Before I knew it, I was embraced in the biggest bear-hug I’ve ever had from one so skinny, as if I had just offered a big chest of diamonds and gold dubloons. It was somewhat like being tackled by empty laundry.

Santa Bob smiled toothily at me, delighted as a kid at Christmas himself.

‘I’m drunk!’ he shouted again, joyously, as he plonked deliberately back to the yard in his big black boots.

‘See you soon, Bob!’ I yelled as I ran down the road to retrieve my anxious animal. Top Dog made a brief advance, but turned tail in fright at my own lunge towards him, beating Bob and the little dogs into the yard by a mile. Bullies always seem to be cowards at heart, don’t they?

But Santa Bob is a cool old dude, and is going to get 12 of the finest avocados on our tree; maybe that will help fatten him back up a little.
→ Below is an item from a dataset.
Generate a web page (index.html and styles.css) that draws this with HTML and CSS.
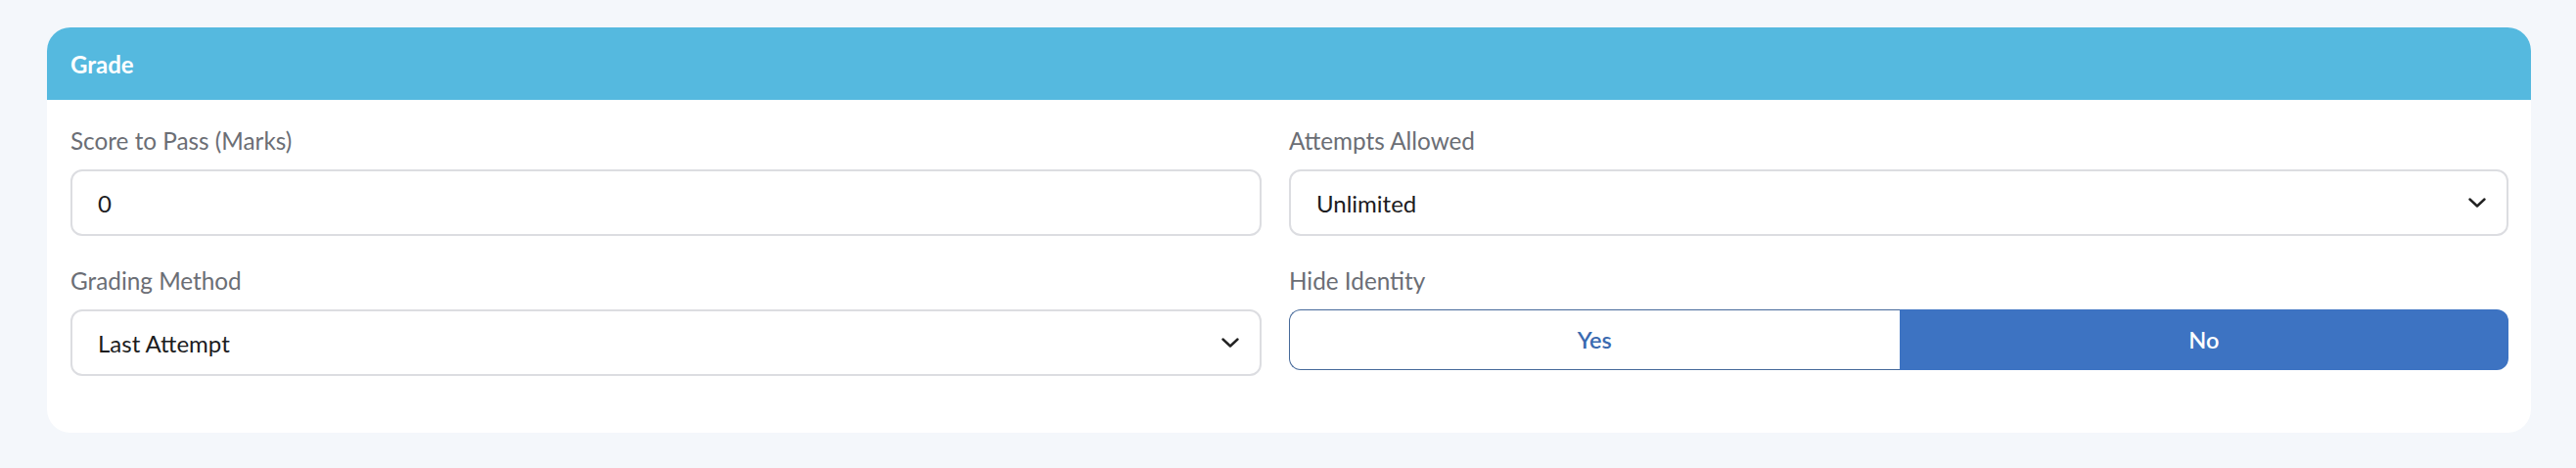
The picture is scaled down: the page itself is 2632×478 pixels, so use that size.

I get the feeling that he can stand some company, too, which may be the root of the problem anyway.

Hopefully Top Dog will mind his manners next we meet. And who knows, maybe one day he’ll understand that friendliness pays, in doggie treats. Beats a kick in the chops any day.

As for Smokey, he finally let me leash him again after skulking far ahead of me most of the way home, unhurt but for his vanity.

But as I mentioned earlier…good gawd awmighty…this is the BEST <expletive> avocado I have EVER eaten.